INDIANAPOLIS, Ind.– Indianapolis Mayor Joe Hogsett joined pastors and choirs and congregants at Olivet Baptist Church on New Year’s morning to celebrate something that happened 155 years ago: the signing of the Emancipation Proclamation, an executive order by President Abraham Lincoln to free enslaved people in the southern United States.
But it was something that happened two years ago on New Year’s Day 2016, the date of his swearing in as mayor, that had Hogsett considering what type of grade he would give himself at his mid-term in office.
“I think that the grade is maybe a C+, B-,” said the mayor. “I wish things would happen faster than they do. I wish that we would have been able to add more officers quicker than we have been. I wish their training would go fast so we could get them out on the streets in a much quicker way, but at the end of the day, I think we’re making progress. I wouldn’t want to give myself an A, you cannot give yourself a high grade whenever the number of criminal homicides still remains unacceptable, but I do think that a solid C+, B- is a good fair grade for the kind of progress that we’re making.”
As the mayor spoke, IMPD was closing its books on the 2017 criminal homicide tally which topped out at 154, five more killings than the year before.
At one point during the first two years of his administration, Hogsett anticipated the murder total, which shot up dramatically beginning in 2011 as IMPD’s ranks shrank due to budget shortfall, to decrease.
Now the mayor hopes the city has reached a turning point in the battle against violence.
“I think I can see the corner coming up. I wouldn’t say it goes so far yet that we’re on the back stretch but I do think that progress is being made.
“The overall percentage of criminal homicides increasing is now static at about two to three percent so if we can at least be able to say, we are starting to slow the process down and one need look no further than 2012 2013 2014 when the city was experiencing anywhere from 15-30% increases in criminal homicides in one year…I’m not saying an increase of two or three percent over the last couple of years is solving the problem but I do think it is an indication that much of what we are doing is starting to have an effect and at the end of the day I hope that 2018 will be better than 2016 and 2017.”
Hogsett expects redrawn IMPD policing beats to bring more stability to neighborhoods while residents will be asked to become more invested in their own community safety.
“I think I should be held accountable on any benchmark. The most obvious is what the number of criminal homicides that the city experienced in any one particular year,” said Hogsett. “One should be judged by the incidents of aggravated assaults, whether those have gone up or down, incidents of robbery or burglary, other crimes of violence, just the number of gun related domestic issues that unfortunately permeate the city.
“The benchmark for next year will be not only what the statistics seem to suggest but what the community is actually experiencing.”

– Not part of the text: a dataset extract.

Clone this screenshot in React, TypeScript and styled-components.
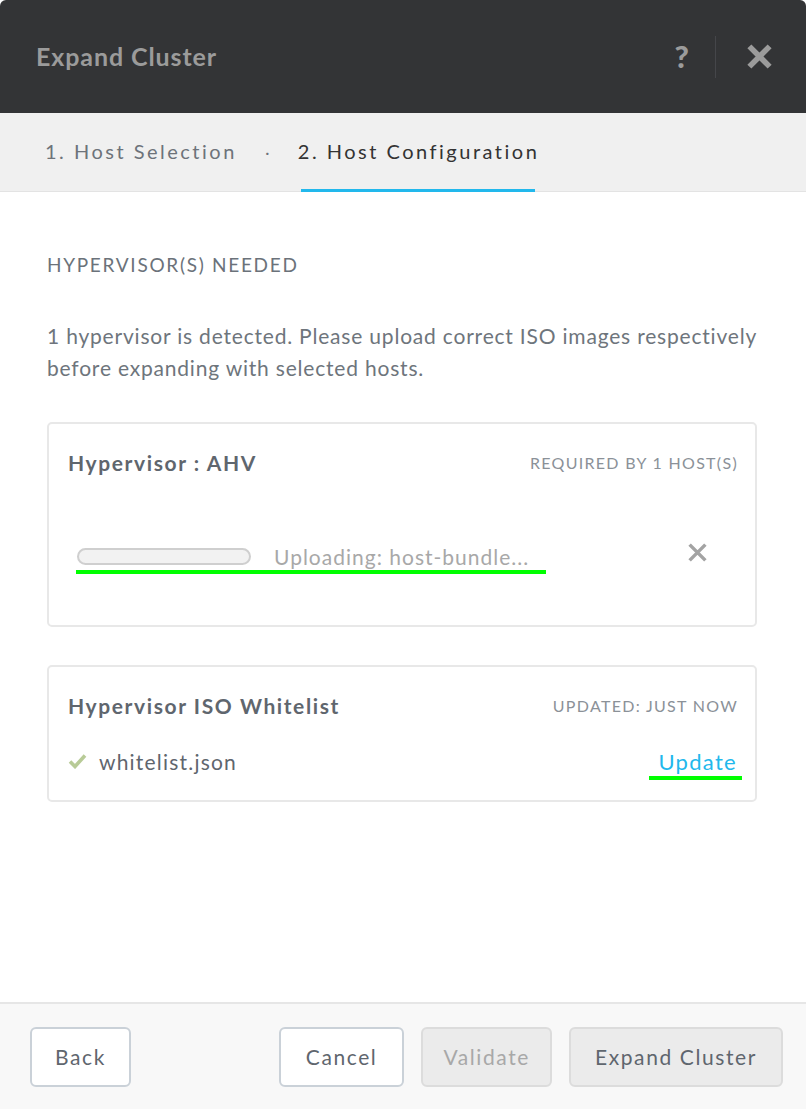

Hogsett points to a balanced city budget, the influx of high-tech jobs, planned improvements to infrastructure and summer employment for youth as success stories from the first two years of his administration.
Pastors at the celebration presented Hogsett with a watch to honor his participation in the annual service.
The mayor said he will decide by the end of the year whether to seek reelection based on the progress that’s been made and the challenges he would face in a second term.